- _PROBLEM STATEMENT_:
Repeat each line of the material below exactly as it appears, minus any pictures.

☆ ☆ ☆ ☆ ☆

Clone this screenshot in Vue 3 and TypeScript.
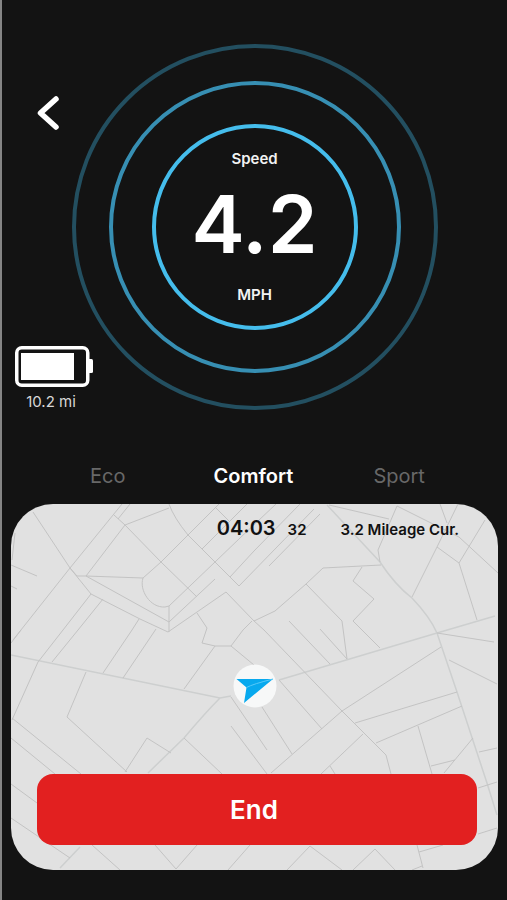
<script setup lang="ts">
import { ref } from 'vue'

const modes = ['Eco', 'Comfort', 'Sport']
const activeMode = ref('Comfort')

const rings = [
  { radius: 181, color: '#234f60' },
  { radius: 144, color: '#378fb3' },
  { radius: 101, color: '#45bdec' },
]

const streets = [
  'M33 512 70 568 91 594 140 619 168 632 226 592 254 621 275 611 306 584 323 568 381 565',
  'M122 504 70 568 13 640',
  'M130 504 118 519',
  'M114 515 125 525 161 562 197 597',
  'M169 508 125 525 86 576 143 578',
  'M70 568 77 576H86L169 622 215 579',
  'M169 504Q174 518 188 535L239 586 314 509',
  'M219 504 188 535 161 562 143 578C139 590 150 608 165 607L169 606 215 562 240 538 276 504',
  'M169 606V632M216 508 230 522M202 549 247 504',
  'M230 577 254 551 300 504M269 566 320 514',
  'M91 594 63 630 38 662 12 720',
  'M103 599 78 630 52 662M139 619 132 630 103 673M156 629 123 678',
  'M197 613 207 628 202 643 215 646H231L254 665M231 646 243 630 252 621M215 646 184 689',
  'M11 565 37 576M11 586 17 589M15 533 12 560M21 630 11 643',
  'M254 621 264 630 342 711 386 755 391 774',
  'M306 584 342 621 347 659M289 621 330 664M320 629 347 659',
  'M362 567 353 581 374 599 353 621 380 648',
  'M329 505 389 519M380 562 378 550 397 506 459 537 498 573',
  'M440 504 447 523M458 504 437 547 412 597',
  'M437 547 459 563 477 620M485 520 459 563',
  'M437 633 494 642M441 647 342 711 271 773M449 660 497 684',
  'M457 692 355 723M462 706 376 743M418 726 432 774M473 738 444 773',
  'M455 760 431 766M479 752 497 748M363 734 321 774M330 766 335 774',
  'M279 680 322 729M262 707 292 754M231 697 267 750M231 726 267 774',
  'M86 672 67 717 127 772M125 772 147 738 171 753M184 738 222 774',
  'M12 718 81 774M11 738 55 774',
  'M11 784 37 803M11 818 70 858M92 845 120 870M155 845 176 869 197 845M250 845 228 870',
  'M342 870 310 846 287 870M353 870 375 849 395 870M417 845 423 868',
  'M419 852 443 845M412 870 422 866M478 788 497 782M478 834 497 828',
]

const avenues = [
  'M327 505 380 562Q395 585 412 598 430 617 437 633L457 692 486 780 497 815',
  'M495 616 437 633 279 680',
  'M11 655 220 698 231 696M220 698Q205 713 184 738L148 773M80 847 60 868',
]
</script>

<template>
  <main class="ride">
    <section class="hero">
      <div class="side">
        <button class="back" type="button" aria-label="Back">
          <svg viewBox="0 0 24 36" width="24" height="36">
            <path d="M20 4 4.500 18 20 32" fill="none" stroke="#fff" stroke-width="5.500" stroke-linecap="round" stroke-linejoin="round" />
          </svg>
        </button>
        <div class="battery">
          <svg viewBox="0 0 78 41" width="78" height="41" aria-hidden="true">
            <rect x="1.750" y="1.750" width="71" height="37.500" rx="5" fill="none" stroke="#fff" stroke-width="3.500" />
            <rect x="6" y="7" width="53" height="27" fill="#fff" />
            <path d="M73 13h3.500a1.500 1.500 0 0 1 1.500 1.500v11a1.500 1.500 0 0 1-1.500 1.500H73z" fill="#fff" />
          </svg>
          <span>10.2 mi</span>
        </div>
      </div>
      <div class="dial">
        <svg class="rings" viewBox="0 0 368 368" aria-hidden="true">
          <circle v-for="ring in rings" :key="ring.radius" cx="184" cy="184" :r="ring.radius" fill="none" :stroke="ring.color" stroke-width="4" />
        </svg>
        <div class="readout">
          <span class="caption">Speed</span>
          <strong class="speed">4.2</strong>
          <span class="caption">MPH</span>
        </div>
      </div>
    </section>

    <nav class="modes" aria-label="Ride mode">
      <button
        v-for="mode in modes"
        :key="mode"
        type="button"
        class="mode"
        :class="{ active: mode === activeMode }"
        :aria-pressed="mode === activeMode"
        @click="activeMode = mode"
      >{{ mode }}</button>
    </nav>

    <section class="trip">
      <svg class="map" viewBox="11 504 487 366" preserveAspectRatio="xMidYMid slice" aria-hidden="true">
        <g fill="none">
          <path v-for="d in avenues" :key="d" :d="d" stroke="#cdcfcf" stroke-width="1.500" />
          <path v-for="d in streets" :key="d" :d="d" stroke="#c3c3c3" />
        </g>
      </svg>
      <div class="stats">
        <span class="time">04:03</span>
        <span class="seconds">32</span>
        <span class="mileage">3.2 Mileage Cur.</span>
      </div>
      <svg class="pointer" viewBox="0 0 44 44" width="44" height="44" aria-hidden="true">
        <circle cx="22" cy="22" r="21.500" fill="#f7f8f8" />
        <path d="M3.500 15H40L11 39 13.500 23.500z" fill="#08a9ee" />
        <path d="M13.500 23.500Q20 20 40 15" fill="none" stroke="#58c9f8" />
      </svg>
      <button class="end" type="button">End</button>
    </section>
  </main>
</template>

<style>
body {
  margin: 0;
  background: #131313;
}
</style>

<style scoped>
.ride {
  box-sizing: border-box;
  min-height: 100vh;
  padding: 43px 9px 30px;
  border-left: 2px solid #858585;
  background: #131313;
  color: #fff;
  font-family: Inter, "Liberation Sans", sans-serif;
}

button {
  padding: 0;
  border: 0;
  background: none;
  color: inherit;
  font: inherit;
  cursor: pointer;
}

svg {
  display: block;
}

.hero {
  display: grid;
  grid-template-columns: minmax(0, 1fr) minmax(0, 368px) minmax(0, 1fr);
}

.side {
  display: flex;
  flex-direction: column;
  justify-content: space-between;
  align-items: flex-start;
  padding: 52px 0 0 4px;
}

.back {
  margin-left: 21px;
}

.battery {
  display: flex;
  flex-direction: column;
  gap: 6px;
  width: 78px;
  font-size: 15px;
  line-height: 18px;
  color: #d8d8d8;
}

.battery span {
  width: 72px;
  text-align: center;
}

.dial {
  display: grid;
  place-items: center;
}

.rings,
.readout {
  grid-area: 1 / 1;
}

.rings {
  width: 100%;
}

.readout {
  display: flex;
  flex-direction: column;
  align-items: center;
}

.caption {
  font-size: 15px;
  line-height: 20px;
  font-weight: 600;
  color: #f2f2f2;
}

.speed {
  padding-bottom: 6px;
  font-size: 80px;
  line-height: 110px;
  font-weight: 600;
}

.modes {
  display: grid;
  grid-template-columns: repeat(3, 1fr);
  padding: 51px 26px 13px 24px;
}

.mode {
  font-size: 20px;
  line-height: 29px;
  color: #686868;
}

.mode.active {
  color: #fff;
  font-weight: 600;
}

.trip {
  position: relative;
  display: flex;
  flex-direction: column;
  align-items: center;
  padding: 10px 0 25px;
  border-radius: 42px;
  background: #e1e1e1;
  color: #111;
  overflow: hidden;
}

.map {
  position: absolute;
  inset: 0;
  width: 100%;
  height: 100%;
}

.stats,
.pointer,
.end {
  position: relative;
}

.stats {
  display: flex;
  align-items: baseline;
  align-self: flex-end;
  padding-right: 39px;
  font-size: 15px;
  line-height: 28px;
  font-weight: 600;
}

.time {
  font-size: 20px;
}

.seconds {
  margin: 0 34px 0 12px;
}

.pointer {
  margin: 120px 0 66px;
}

.end {
  align-self: stretch;
  margin: 0 21px 0 26px;
  padding-right: 6px;
  border-radius: 16px;
  background: #e22020;
  color: #fff;
  font-size: 26px;
  line-height: 71px;
  font-weight: 600;
}
</style>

☆ ☆ ☆ ☆ ☆

- _TASK RESPONSE_:
Clone this screenshot in Vue 3 and TypeScript.
<script setup lang="ts">
import { ref } from 'vue'

const modes = ['Eco', 'Comfort', 'Sport']
const activeMode = ref('Comfort')

const rings = [
  { radius: 181, color: '#234f60' },
  { radius: 144, color: '#378fb3' },
  { radius: 101, color: '#45bdec' },
]

const streets = [
  'M33 512 70 568 91 594 140 619 168 632 226 592 254 621 275 611 306 584 323 568 381 565',
  'M122 504 70 568 13 640',
  'M130 504 118 519',
  'M114 515 125 525 161 562 197 597',
  'M169 508 125 525 86 576 143 578',
  'M70 568 77 576H86L169 622 215 579',
  'M169 504Q174 518 188 535L239 586 314 509',
  'M219 504 188 535 161 562 143 578C139 590 150 608 165 607L169 606 215 562 240 538 276 504',
  'M169 606V632M216 508 230 522M202 549 247 504',
  'M230 577 254 551 300 504M269 566 320 514',
  'M91 594 63 630 38 662 12 720',
  'M103 599 78 630 52 662M139 619 132 630 103 673M156 629 123 678',
  'M197 613 207 628 202 643 215 646H231L254 665M231 646 243 630 252 621M215 646 184 689',
  'M11 565 37 576M11 586 17 589M15 533 12 560M21 630 11 643',
  'M254 621 264 630 342 711 386 755 391 774',
  'M306 584 342 621 347 659M289 621 330 664M320 629 347 659',
  'M362 567 353 581 374 599 353 621 380 648',
  'M329 505 389 519M380 562 378 550 397 506 459 537 498 573',
  'M440 504 447 523M458 504 437 547 412 597',
  'M437 547 459 563 477 620M485 520 459 563',
  'M437 633 494 642M441 647 342 711 271 773M449 660 497 684',
  'M457 692 355 723M462 706 376 743M418 726 432 774M473 738 444 773',
  'M455 760 431 766M479 752 497 748M363 734 321 774M330 766 335 774',
  'M279 680 322 729M262 707 292 754M231 697 267 750M231 726 267 774',
  'M86 672 67 717 127 772M125 772 147 738 171 753M184 738 222 774',
  'M12 718 81 774M11 738 55 774',
  'M11 784 37 803M11 818 70 858M92 845 120 870M155 845 176 869 197 845M250 845 228 870',
  'M342 870 310 846 287 870M353 870 375 849 395 870M417 845 423 868',
  'M419 852 443 845M412 870 422 866M478 788 497 782M478 834 497 828',
]

const avenues = [
  'M327 505 380 562Q395 585 412 598 430 617 437 633L457 692 486 780 497 815',
  'M495 616 437 633 279 680',
  'M11 655 220 698 231 696M220 698Q205 713 184 738L148 773M80 847 60 868',
]
</script>

<template>
  <main class="ride">
    <section class="hero">
      <div class="side">
        <button class="back" type="button" aria-label="Back">
          <svg viewBox="0 0 24 36" width="24" height="36">
            <path d="M20 4 4.500 18 20 32" fill="none" stroke="#fff" stroke-width="5.500" stroke-linecap="round" stroke-linejoin="round" />
          </svg>
        </button>
        <div class="battery">
          <svg viewBox="0 0 78 41" width="78" height="41" aria-hidden="true">
            <rect x="1.750" y="1.750" width="71" height="37.500" rx="5" fill="none" stroke="#fff" stroke-width="3.500" />
            <rect x="6" y="7" width="53" height="27" fill="#fff" />
            <path d="M73 13h3.500a1.500 1.500 0 0 1 1.500 1.500v11a1.500 1.500 0 0 1-1.500 1.500H73z" fill="#fff" />
          </svg>
          <span>10.2 mi</span>
        </div>
      </div>
      <div class="dial">
        <svg class="rings" viewBox="0 0 368 368" aria-hidden="true">
          <circle v-for="ring in rings" :key="ring.radius" cx="184" cy="184" :r="ring.radius" fill="none" :stroke="ring.color" stroke-width="4" />
        </svg>
        <div class="readout">
          <span class="caption">Speed</span>
          <strong class="speed">4.2</strong>
          <span class="caption">MPH</span>
        </div>
      </div>
    </section>

    <nav class="modes" aria-label="Ride mode">
      <button
        v-for="mode in modes"
        :key="mode"
        type="button"
        class="mode"
        :class="{ active: mode === activeMode }"
        :aria-pressed="mode === activeMode"
        @click="activeMode = mode"
      >{{ mode }}</button>
    </nav>

    <section class="trip">
      <svg class="map" viewBox="11 504 487 366" preserveAspectRatio="xMidYMid slice" aria-hidden="true">
        <g fill="none">
          <path v-for="d in avenues" :key="d" :d="d" stroke="#cdcfcf" stroke-width="1.500" />
          <path v-for="d in streets" :key="d" :d="d" stroke="#c3c3c3" />
        </g>
      </svg>
      <div class="stats">
        <span class="time">04:03</span>
        <span class="seconds">32</span>
        <span class="mileage">3.2 Mileage Cur.</span>
      </div>
      <svg class="pointer" viewBox="0 0 44 44" width="44" height="44" aria-hidden="true">
        <circle cx="22" cy="22" r="21.500" fill="#f7f8f8" />
        <path d="M3.500 15H40L11 39 13.500 23.500z" fill="#08a9ee" />
        <path d="M13.500 23.500Q20 20 40 15" fill="none" stroke="#58c9f8" />
      </svg>
      <button class="end" type="button">End</button>
    </section>
  </main>
</template>

<style>
body {
  margin: 0;
  background: #131313;
}
</style>

<style scoped>
.ride {
  box-sizing: border-box;
  min-height: 100vh;
  padding: 43px 9px 30px;
  border-left: 2px solid #858585;
  background: #131313;
  color: #fff;
  font-family: Inter, "Liberation Sans", sans-serif;
}

button {
  padding: 0;
  border: 0;
  background: none;
  color: inherit;
  font: inherit;
  cursor: pointer;
}

svg {
  display: block;
}

.hero {
  display: grid;
  grid-template-columns: minmax(0, 1fr) minmax(0, 368px) minmax(0, 1fr);
}

.side {
  display: flex;
  flex-direction: column;
  justify-content: space-between;
  align-items: flex-start;
  padding: 52px 0 0 4px;
}

.back {
  margin-left: 21px;
}

.battery {
  display: flex;
  flex-direction: column;
  gap: 6px;
  width: 78px;
  font-size: 15px;
  line-height: 18px;
  color: #d8d8d8;
}

.battery span {
  width: 72px;
  text-align: center;
}

.dial {
  display: grid;
  place-items: center;
}

.rings,
.readout {
  grid-area: 1 / 1;
}

.rings {
  width: 100%;
}

.readout {
  display: flex;
  flex-direction: column;
  align-items: center;
}

.caption {
  font-size: 15px;
  line-height: 20px;
  font-weight: 600;
  color: #f2f2f2;
}

.speed {
  padding-bottom: 6px;
  font-size: 80px;
  line-height: 110px;
  font-weight: 600;
}

.modes {
  display: grid;
  grid-template-columns: repeat(3, 1fr);
  padding: 51px 26px 13px 24px;
}

.mode {
  font-size: 20px;
  line-height: 29px;
  color: #686868;
}

.mode.active {
  color: #fff;
  font-weight: 600;
}

.trip {
  position: relative;
  display: flex;
  flex-direction: column;
  align-items: center;
  padding: 10px 0 25px;
  border-radius: 42px;
  background: #e1e1e1;
  color: #111;
  overflow: hidden;
}

.map {
  position: absolute;
  inset: 0;
  width: 100%;
  height: 100%;
}

.stats,
.pointer,
.end {
  position: relative;
}

.stats {
  display: flex;
  align-items: baseline;
  align-self: flex-end;
  padding-right: 39px;
  font-size: 15px;
  line-height: 28px;
  font-weight: 600;
}

.time {
  font-size: 20px;
}

.seconds {
  margin: 0 34px 0 12px;
}

.pointer {
  margin: 120px 0 66px;
}

.end {
  align-self: stretch;
  margin: 0 21px 0 26px;
  padding-right: 6px;
  border-radius: 16px;
  background: #e22020;
  color: #fff;
  font-size: 26px;
  line-height: 71px;
  font-weight: 600;
}
</style>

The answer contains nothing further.